Es ist unter anderem ihr Glaube, der Juschtschenko durch den Tag hilft. Daniel hat sie im Alter von sechs Monaten in einer örtlichen orthodoxen Kirche taufen lassen. Der Pfarrer, der im selben Haus wie die Flüchtlinge wohnt, erliess der Familie die sonst übliche Gebühr für die Zeremonie.
Im Alltag unternimmt die 19-Jährige oft stundenlange Spaziergänge mit Daniel durch Brasov, eine malerische Stadt in den Karpaten. Sie trifft sich auch mit anderen ukrainischen Müttern hier und tauscht sich mit ihnen aus.

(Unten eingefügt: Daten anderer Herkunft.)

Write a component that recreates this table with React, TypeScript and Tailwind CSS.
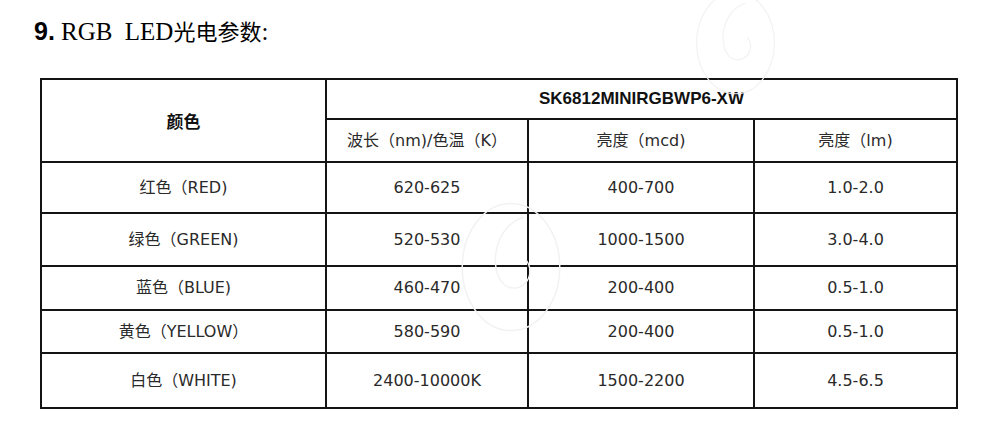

Grösste Flüchtlingsbewegung seit dem Zweiten Weltkrieg
Seit Kriegsbeginn sind mehr als acht Millionen Menschen aus der Ukraine in andere europäische Länder geflohen – die grösste Flüchtlingsbewegung auf dem Kontinent seit dem Zweiten Weltkrieg. In Brasov meldeten sich bei der Hilfsorganisation Migranten-Integrationszentrum mehr als 4000 ukrainische Geflüchtete, wie Gründerin Astrid Hamberger sagt. Ihre Nichtregierungsorganisation unterstützt Geflüchtete, darunter auch Juschtschenkos Familie, bei der Suche nach Wohnungen, ärztlicher Versorgung und sozialer Unterstützung.
«Ich fühle mich hier sicher, wir haben viel Hilfe bekommen, für die ich sehr dankbar bin», sagt Juschtschenko. Sie hofft auf einen Sieg der Ukraine gegen Russland, damit ihre Familie nach Hause zurückkehren und Daniel endlich mit seinem Vater zusammenleben kann. «Es wird ein unvergessliches Zusammentreffen, unser Kind ist unser Glück», sagt sie.
Auf die Frage, wofür sie in der Kirche in Brasov betet, zögert Juschtschenko nicht. «Ich bete für die Gesundheit meiner Familie und Freunde und für Frieden in unserem Land», antwortet sie. «Und für die Kraft, das alles zu ertragen.»